Last week on Wednesday, Finance minister, Mr Matia Kasaija, had confirmed that Cabinet would have reached a decision that would be announced shortly.
However, by press time yesterday, no decision had been made.
Talking to Daily Monitor on condition of anonymity, a source privy to the talks revealed that “there is concern that bailing out companies without correcting the economic situation in the country will not resolve the problem.”
“The economy is not growing fast enough to generate activity for these companies to perform at full capacity. A bailout will not deal with the core problem. That is the argument being fronted by several government technocrats against the bailout,” the source said.
The oil and gas situation
In the oil and gas sector, several local companies, mostly in the logistics segment, have debt obligations of Shs70 billion. The companies are almost out of business because of the limited activity in the sector.
“Instead of bailing out the oil and gas companies, government should issue production licences so that the companies get back to business,” the source noted.
More borrowers have failed to meet their debt obligations for at least three months as a slowed economy and high interest rates continue to kick in.
When borrowers fail to meet their loan obligations over this period, it is referred to as Non-Performing Loans (NPL).
According to the Uganda Bankers Association (UBA), in the first three months of 2016, the level of NPLs rose to 6.87 per cent from 5.29 per cent in the three months to December 2015. The NPL levels for the first three months of 2016 are the highest for any quarter since December 2003 according to Bank of Uganda (BoU) statistics.
This was revealed by Mr Fabian Kasi, the Centenary Bank managing director and chairman UBA, during a stakeholder meeting organised by UBA and the business community recently. “By March this year, the industry non-performing loans had increased to 6.87 per cent. However, this is likely to rise to 7 per cent by end June,” he said.
At the end of December 2015, NPLs were valued at Shs575 billion of the total loans.
In March 2016, the exact figure had not been released but estimates from various industry sources point to more than Shs650 billion.
Mr Kasi explained that if businesses get stressed, the banks get stressed even more. “If loans are not performing you are supposed to make provisions. And as banks make these provisions, it means they eat up the capital for the banks. As capital reduces, it means the liquidity also reduces and banks get stressed. This forces them to borrow expensively which again stresses the banks.”
In the list of distressed companies, most of the money is owed to Crane Bank and Standard Chartered Bank. In 2015, Crane Bank suffered a loss of Shs3 billion due to expenditure to cover for bad debt. Standard Chartered Bank saw its profit drop by 88 per cent due to a surge in expenses on bad loans.
Mr Everisto Kayondo, the chairman Kampala Traders Association (Kacita) blames failure of the business community to pay back the loans on the high interest rates.

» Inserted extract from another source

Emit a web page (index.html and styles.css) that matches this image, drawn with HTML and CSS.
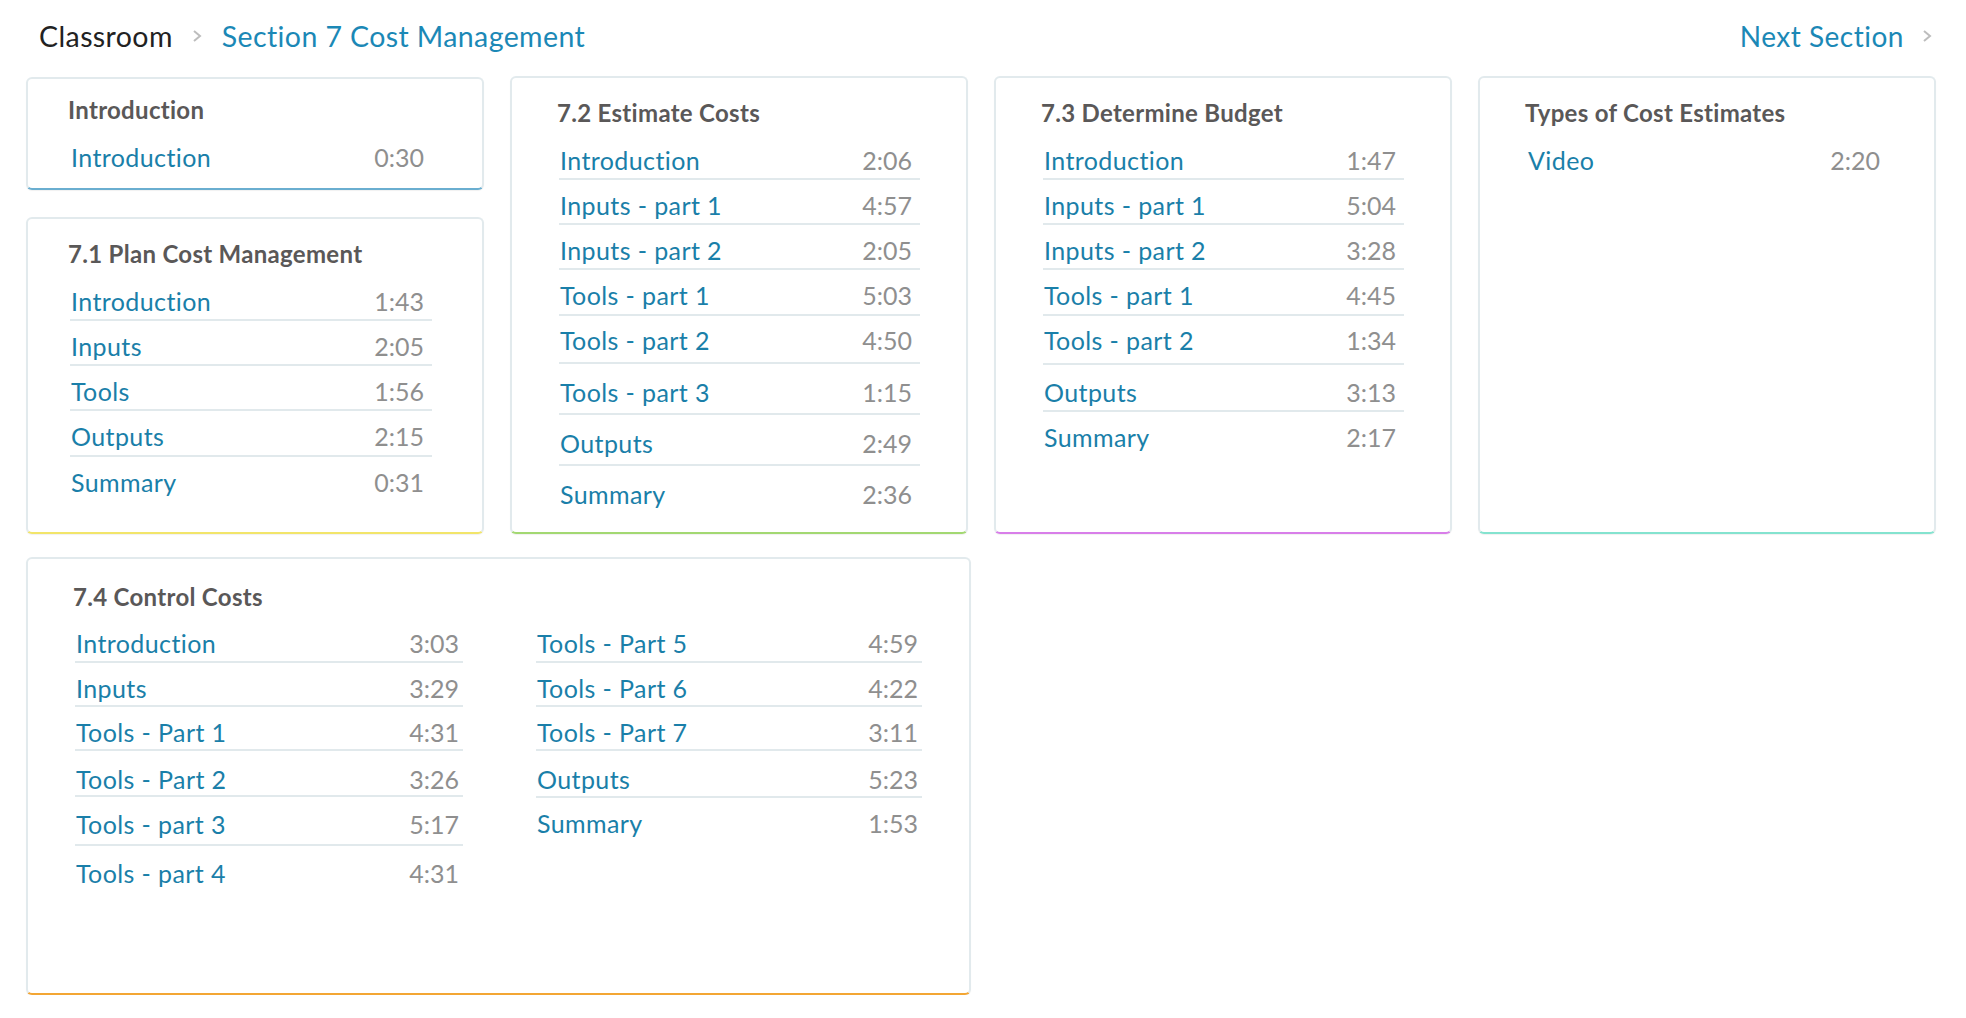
FILE: index.html
```html
<!DOCTYPE html>
<html lang="en">
<head>
<meta charset="utf-8">
<title>Section 7 Cost Management</title>
<link rel="stylesheet" href="styles.css">
</head>
<body>
<div class="page">
  <header class="topbar">
    <nav class="crumbs">
      <span class="crumb-root">Classroom</span>
      <svg class="chev" width="10" height="14" viewBox="0 0 10 14"><polyline points="2,2 8,7 2,12" fill="none" stroke="#bdbdbd" stroke-width="2"/></svg>
      <span class="crumb-current">Section 7 Cost Management</span>
    </nav>
    <a class="next">Next Section
      <svg class="chev" width="10" height="14" viewBox="0 0 10 14"><polyline points="2,2 8,7 2,12" fill="none" stroke="#bdbdbd" stroke-width="2"/></svg>
    </a>
  </header>

  <main class="grid">
    <div class="col1">
      <section class="card card-intro c-blue">
        <h2 class="card-title">Introduction</h2>
        <ul class="list">
          <li class="row"><span class="name">Introduction</span><span class="time">0:30</span></li>
        </ul>
      </section>
      <section class="card card-fill c-yellow">
        <h2 class="card-title">7.1 Plan Cost Management</h2>
        <ul class="list">
          <li class="row"><span class="name">Introduction</span><span class="time">1:43</span></li>
          <li class="row"><span class="name">Inputs</span><span class="time">2:05</span></li>
          <li class="row"><span class="name">Tools</span><span class="time">1:56</span></li>
          <li class="row h46"><span class="name">Outputs</span><span class="time">2:15</span></li>
          <li class="row"><span class="name">Summary</span><span class="time">0:31</span></li>
        </ul>
      </section>
    </div>

    <section class="card c-green">
      <h2 class="card-title">7.2 Estimate Costs</h2>
      <ul class="list">
        <li class="row"><span class="name">Introduction</span><span class="time">2:06</span></li>
        <li class="row"><span class="name">Inputs - part 1</span><span class="time">4:57</span></li>
        <li class="row"><span class="name">Inputs - part 2</span><span class="time">2:05</span></li>
        <li class="row h46"><span class="name">Tools - part 1</span><span class="time">5:03</span></li>
        <li class="row h48"><span class="name">Tools - part 2</span><span class="time">4:50</span></li>
        <li class="row h51"><span class="name">Tools - part 3</span><span class="time">1:15</span></li>
        <li class="row h51"><span class="name">Outputs</span><span class="time">2:49</span></li>
        <li class="row h51"><span class="name">Summary</span><span class="time">2:36</span></li>
      </ul>
    </section>

    <section class="card c-purple">
      <h2 class="card-title">7.3 Determine Budget</h2>
      <ul class="list">
        <li class="row"><span class="name">Introduction</span><span class="time">1:47</span></li>
        <li class="row"><span class="name">Inputs - part 1</span><span class="time">5:04</span></li>
        <li class="row"><span class="name">Inputs - part 2</span><span class="time">3:28</span></li>
        <li class="row h46"><span class="name">Tools - part 1</span><span class="time">4:45</span></li>
        <li class="row h49"><span class="name">Tools - part 2</span><span class="time">1:34</span></li>
        <li class="row h47"><span class="name">Outputs</span><span class="time">3:13</span></li>
        <li class="row"><span class="name">Summary</span><span class="time">2:17</span></li>
      </ul>
    </section>

    <section class="card c-teal">
      <h2 class="card-title">Types of Cost Estimates</h2>
      <ul class="list">
        <li class="row"><span class="name">Video</span><span class="time">2:20</span></li>
      </ul>
    </section>

    <section class="card card-wide c-orange">
      <h2 class="card-title">7.4 Control Costs</h2>
      <div class="two-col">
        <ul class="list">
          <li class="row"><span class="name">Introduction</span><span class="time">3:03</span></li>
          <li class="row h44"><span class="name">Inputs</span><span class="time">3:29</span></li>
          <li class="row h44"><span class="name">Tools - Part 1</span><span class="time">4:31</span></li>
          <li class="row h46b"><span class="name">Tools - Part 2</span><span class="time">3:26</span></li>
          <li class="row h49b"><span class="name">Tools - part 3</span><span class="time">5:17</span></li>
          <li class="row h49b"><span class="name">Tools - part 4</span><span class="time">4:31</span></li>
        </ul>
        <ul class="list">
          <li class="row"><span class="name">Tools - Part 5</span><span class="time">4:59</span></li>
          <li class="row h44"><span class="name">Tools - Part 6</span><span class="time">4:22</span></li>
          <li class="row h44"><span class="name">Tools - Part 7</span><span class="time">3:11</span></li>
          <li class="row h47b"><span class="name">Outputs</span><span class="time">5:23</span></li>
          <li class="row"><span class="name">Summary</span><span class="time">1:53</span></li>
        </ul>
      </div>
    </section>
  </main>
</div>
</body>
</html>
```

FILE: styles.css
```css
* { box-sizing: border-box; }

html, body {
  margin: 0;
  padding: 0;
  background: #ffffff;
}

body {
  font-family: Lato, "Noto Sans", "Liberation Sans", sans-serif;
  color: #333;
}

.page {
  padding: 0 30px 0 26px;
}

/* ---------- top bar ---------- */
.topbar {
  display: flex;
  justify-content: space-between;
  align-items: center;
  height: 76px;
  padding: 0 4px 4px 13px;
}

.crumbs {
  display: flex;
  align-items: center;
  font-size: 28.5px;
  letter-spacing: 0.4px;
  line-height: 36px;
}

.crumb-root {
  color: #222222;
}

.crumbs .chev {
  margin: 0 20px 0 19px;
}

.crumb-current {
  color: #1b88b6;
}

.next {
  display: flex;
  align-items: center;
  font-size: 28px;
  letter-spacing: 0.5px;
  line-height: 36px;
  color: #1b88b6;
}

.next .chev {
  margin-left: 18px;
}

/* ---------- grid ---------- */
.grid {
  display: grid;
  grid-template-columns: repeat(4, 458px);
  grid-template-rows: 458px auto;
  column-gap: 26px;
  row-gap: 23px;
}

.col1 {
  display: flex;
  flex-direction: column;
  gap: 27px;
  padding-top: 1px;
}

.card {
  background: #fff;
  border: 2px solid #e2eaed;
  border-radius: 6px;
  box-shadow: 0 1px 1px rgba(0, 0, 0, 0.06);
  padding: 20px 46px 0 47px;
}

.col1 .card {
  padding-left: 42px;
  padding-right: 50px;
}

.col1 .card-intro {
  padding-top: 16px;
  padding-bottom: 11px;
}

.card-fill {
  flex: 1;
}

.c-blue   { border-bottom-color: #6aaed0; }
.c-yellow { border-bottom-color: #f2e56a; }
.c-green  { border-bottom-color: #a3d872; }
.c-purple { border-bottom-color: #d87ee9; }
.c-teal   { border-bottom-color: #84e3cf; }
.c-orange { border-bottom-color: #f3a634; }

.card-title {
  margin: 0 0 7px -2px;
  font-size: 24px;
  letter-spacing: 0.3px;
  line-height: 30px;
  font-weight: 700;
  color: #5a5858;
}

.list {
  list-style: none;
  margin: 0;
  padding: 0;
}

.row {
  display: flex;
  justify-content: space-between;
  align-items: flex-end;
  height: 45px;
  padding: 0 8px 3px 1px;
  border-bottom: 2px solid #e1e9ec;
  font-size: 25px;
  letter-spacing: 0.4px;
  line-height: 30px;
}

.row:last-child {
  border-bottom-color: transparent;
}

.h44  { height: 44px; padding-bottom: 2px; }
.h46  { height: 46px; padding-bottom: 4px; }
.h47  { height: 47px; padding-bottom: 3px; }
.h48  { height: 48px; padding-bottom: 7px; }
.h49  { height: 49px; padding-bottom: 8px; }
.h51  { height: 51px; padding-bottom: 6px; }
.h46b { height: 46px; padding-bottom: 1px; }
.h47b { height: 47px; padding-bottom: 2px; }
.h49b { height: 49px; padding-bottom: 5px; }

.name {
  color: #1a7fa9;
}

.time {
  color: #8f8f8f;
  letter-spacing: 0;
}

/* ---------- wide card ---------- */
.card-wide {
  grid-column: 1 / span 2;
  min-height: 438px;
  margin-right: -3px;
  padding-top: 23px;
  padding-left: 47px;
}

.card-wide .card-title {
  margin-bottom: 6px;
}

.two-col {
  display: grid;
  grid-template-columns: 388px 386px;
  column-gap: 73px;
  align-items: start;
}

.card-wide .row {
  padding-right: 4px;
}
```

“Many businesses borrowed loans under a flexible exchange rate and when the Shilling depreciated, the interest rates increased implying that the businesses had to pay back more.
Banking sector healthy
“We don’t measure health of the banking sector by way of NPLs. It is not a singular indicator of how the sector is performing. Whenever a loan non-performs, the capital of the bank gets charged, so what we look at is; are the banks well capitalised even with a hike in NPLs? A bank registering an increase in NPLs does not mean it is unsafe or unsound as long as shareholders have enough retained earnings to maintain sufficient levels of capital.
So yes, the overall banking sector is healthy because banks are adequately capitalised,” Ms Christine Alupo, director communications BoU, said yesterday.